Marielle AbaloMAbalo

Biology and Society Ph.D. Program
School of Life Sciences Graduate Program
PO Box 874601
Tempe, AZ 85287-4601


The main goal of my academic work is driven by the following question: How can we use current cultural and ecological knowledge to mitigate human-environment conflicts, especially in ecologically protected areas? My interests lie in human-environment interactions, with a focus how anthropogenic impacts potentially alter animal behavior. My current study organism/system are Galápagos Sea Lions (Zalophus wollebaeki) within the Galápagos Islands archipelago in Ecuador and California Sea Lions (Zalophus californianus) within Baja California islands of Mexico.

Sea lions are incredibly gregarious and behaviorally-complex animals, and pose an interesting research challenge due to their amphibious lifestyle as marine mammals. I seek to understand their social structure and behaviors at the terrestrial level, and deconstruct human perceptions and interactions of local sea lion populations. Spatial analysis techniques provide a great way to integrate ecological and cultural data and even offer predictions to help make future conservation decisions.  Overall, my main long-term goal is to help reconcile human welfare with environmental conservation by helping people identify long-term and short-term subsistence goals.

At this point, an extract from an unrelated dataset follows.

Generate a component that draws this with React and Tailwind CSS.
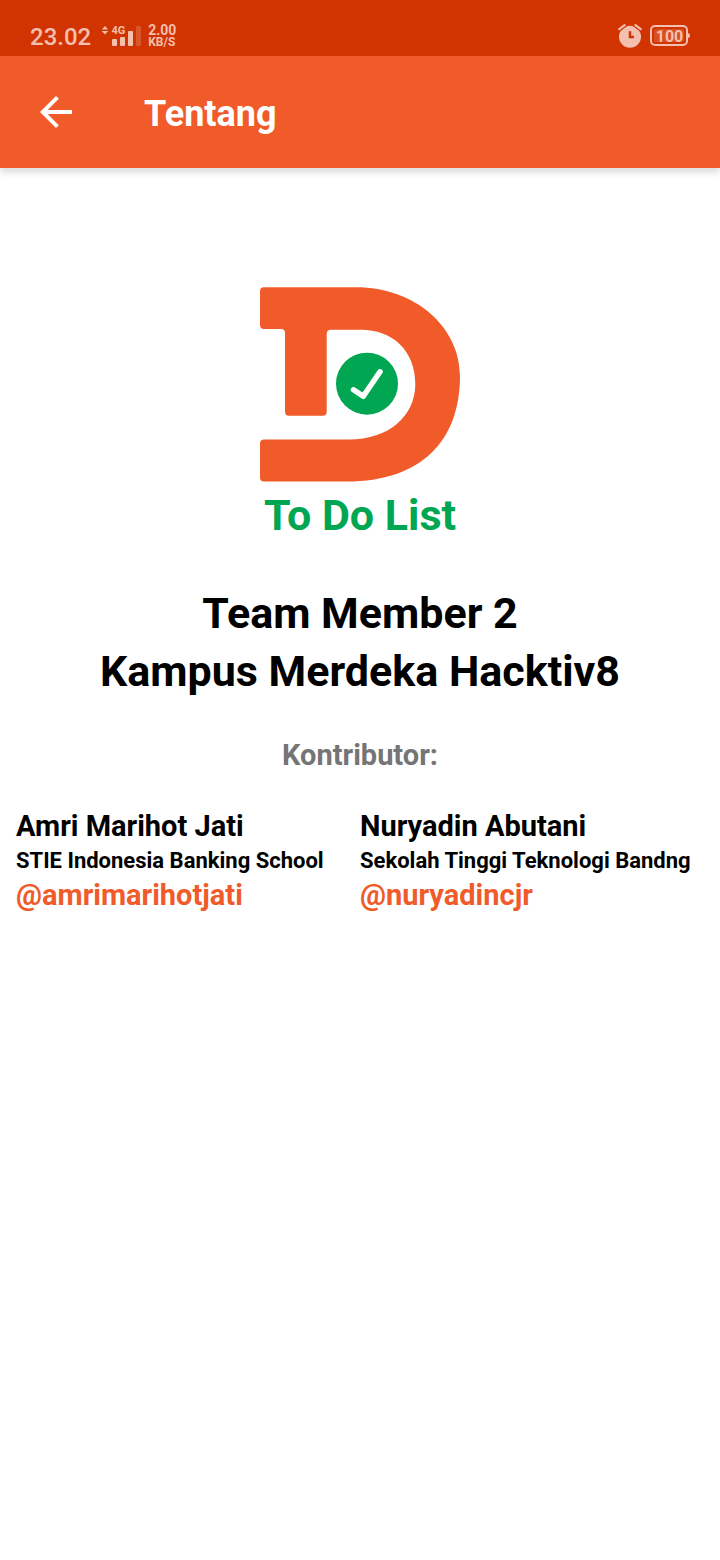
function StatusBar() {
  return (
    <div className="flex h-14 items-center justify-between bg-[#d13400] px-[30px] pt-4 text-[#f3bfae]">
      <div className="flex items-center">
        <span className="pt-0.5 text-2xl font-medium">23.02</span>
        <svg className="ml-2.5 h-6 w-10" viewBox="101 24 40 24" fill="currentColor" aria-label="4G">
          <path d="M105 26l3.2 3.4h-6.4zM105 34.4l3.2-3.4h-6.4z" />
          <rect x="112" y="39" width="5" height="7" rx="1" />
          <rect x="120" y="37" width="5" height="9" rx="1" />
          <rect x="128" y="31" width="5" height="15" rx="1" />
          <rect x="136" y="26" width="5" height="20" rx="1" opacity=".25" />
          <text x="111.5" y="34" fontSize="11" fontWeight="700" fontFamily="Roboto, sans-serif">4G</text>
        </svg>
        <span className="ml-[7px] flex flex-col font-bold">
          <span className="text-sm leading-3">2.00</span>
          <span className="text-xs leading-3">KB/S</span>
        </span>
      </div>
      <div className="flex items-center gap-2">
        <svg className="size-6" viewBox="0 0 24 24" fill="none" stroke="currentColor" strokeWidth="2" strokeLinecap="round" aria-label="Alarm">
          <circle cx="12" cy="12.7" r="11" fill="currentColor" stroke="none" />
          <path d="M1.2 5.2L6.6 1.2M22.8 5.2L17.4 1.2" stroke="#d13400" strokeWidth="4.5" />
          <path d="M1.2 5.2L6.6 1.2M22.8 5.2L17.4 1.2" strokeWidth="2.2" />
          <path d="M12 7.3v5.7h4" stroke="#d13400" strokeWidth="2.5" strokeLinecap="butt" />
        </svg>
        <svg className="h-[22px] w-10" viewBox="0 0 40 22" aria-label="Battery">
          <rect x="1" y="1" width="36" height="19" rx="4" fill="none" stroke="currentColor" strokeWidth="2" />
          <rect x="4" y="4" width="30" height="13" rx="2" fill="currentColor" opacity=".2" />
          <path d="M38 8q2 0 2 2.5t-2 2.5z" fill="currentColor" />
          <text x="19.5" y="17" textAnchor="middle" fontSize="16" fontWeight="700" fontFamily="Roboto, sans-serif" fill="currentColor">100</text>
        </svg>
      </div>
    </div>
  );
}

function Logo() {
  return (
    <svg className="h-[196px] w-[200px]" viewBox="260 287 200 196" aria-label="To Do List logo">
      <path fill="#f15b2a" d="M264 287.3H356C415 287.3 460 327 460 376C460 441 421 481.5 347 481.5H264Q260 481.5 260 477.5V443.5Q260 439.5 264 439.5H349C389 439.5 415.3 416 415.3 384C415.3 350 392 329.7 361 329.7H331Q326.7 329.7 326.7 334V411.7Q326.7 415.7 322.7 415.7H289Q285 415.7 285 411.7V333Q285 329 281 329H264Q260 329 260 325V291.3Q260 287.3 264 287.3Z" />
      <circle cx="367" cy="383.7" r="31" fill="#00a651" />
      <path d="M353.5 389.8L363.3 396.3L380 371.8" fill="none" stroke="#fff" strokeWidth="5.5" strokeLinecap="round" strokeLinejoin="round" />
    </svg>
  );
}

const contributors = [
  { name: "Amri Marihot Jati", school: "STIE Indonesia Banking School", handle: "@amrimarihotjati" },
  { name: "Nuryadin Abutani", school: "Sekolah Tinggi Teknologi Bandng", handle: "@nuryadincjr" },
];

export default function App() {
  return (
    <div className="min-h-screen bg-white font-['Roboto',sans-serif] text-black">
      <StatusBar />
      <header className="flex h-28 items-center bg-[#f15b2a] px-8 text-white shadow-[0_5px_6px_rgba(0,0,0,0.12)]">
        <button type="button" aria-label="Kembali" className="size-12">
          <svg className="size-12" viewBox="0 0 24 24" fill="currentColor">
            <path d="M20 11H7.83l5.59-5.59L12 4l-8 8 8 8 1.41-1.41L7.83 13H20v-2z" />
          </svg>
        </button>
        <h1 className="ml-16 pt-1 text-4xl font-bold">Tentang</h1>
      </header>
      <main className="flex flex-col items-center px-4 pt-[119px]">
        <Logo />
        <p className="mt-[3px] text-[43px] leading-[58px] font-bold text-[#00a651]">To Do List</p>
        <h2 className="mt-10 text-center text-[43px] leading-[58px] font-bold">
          Team Member 2<br />Kampus Merdeka Hacktiv8
        </h2>
        <h3 className="mt-9 text-[29px] leading-[38px] font-bold text-[#757575]">Kontributor:</h3>
        <ul className="mt-8 grid w-full grid-cols-2">
          {contributors.map((c) => (
            <li key={c.handle} className="font-bold whitespace-nowrap">
              <p className="text-[29px] leading-10">{c.name}</p>
              <p className="text-[22px] leading-[30px]">{c.school}</p>
              <a href={"https://github.com/" + c.handle.slice(1)} className="block text-[29px] leading-[38px] text-[#f15b2a]">{c.handle}</a>
            </li>
          ))}
        </ul>
      </main>
    </div>
  );
}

Having had a coastal upbringing on the West Coast of Africa, I’m motivated and challenged by international and diverse research situations and dilemmas- specifically in Spanish-speaking and French-speaking countries. While completing my B.S. in Biology at Davidson College, I began working with sea lions in the Galapagos, Ecuador. While attending the M.S. in Geography program at the University of Georgia, I further pursued this project to understand Galapagos sea lion grouping behavior and potential anthropogenic impacts on group size and composition. Having also explored additional research sites in Latin America, I am excited to document California Sea Lions throughout their geographic range as well, while tackling the issue of how marine mammal sociality is best defined and explained.